In arc welding, the rod must first be touched to the workpiece to start
current flowing. Then the rod is withdrawn a small distance to create a
parting arc. If the gap does not become too great, the arc will be sustained.
A welding arc involves enough power to ignite nearly any combustible material.
However, the sustained arc during welding requires specific design characteristics
in the power supply that are not present in most parting arc situations
in 120/240-V wiring systems.
Another kind of parting arc occurs when there is a direct short circuit
or ground fault. The surge of current melts the metals at the point of contact
and causes a brief parting arc as a gap develops between the metal pieces.
The arc quenches immediately but can throw particles of melted metal (i.e.,
sparks) around. (See 14-9.5.)
14-9.4.4.* Arc Tracking. Arcs may occur on surfaces of nonconductive
materials if they become contaminated with salts, conductive dusts, or liquids.

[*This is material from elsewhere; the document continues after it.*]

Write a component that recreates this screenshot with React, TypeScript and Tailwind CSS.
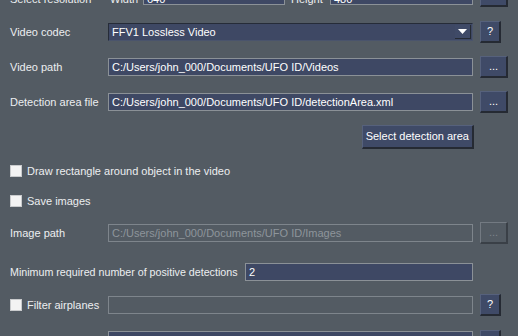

It is thought that small leakage currents through such contamination causes
degradation of the base material leading to the arc discharge, charring
or igniting combustible materials around the arc. Arc tracking is a known
phenomenon at high voltages. It has also been reported in experimental studies
in 120/240-V ac systems.
Electrical current will flow through water or moisture only when that
water or moisture contains contaminants such as dirt, dusts, salts, or mineral
deposits. This stray current may promote electrochemical changes that can
lead to electrical arcing. Most of the time the stray currents through a
contaminated wet path cause enough warming that the path will dry. Then
little or no current flows and the heating stops. If the moisture is continuously
replenished so that the currents are sustained, deposits of metals or corrosion
products can form along the electrical pathway. That effect is more pronounced
in direct current situations. A more energetic arc through the deposits
might cause a fire under the right conditions. More study is needed to more
clearly define the conditions needed for causing a fire.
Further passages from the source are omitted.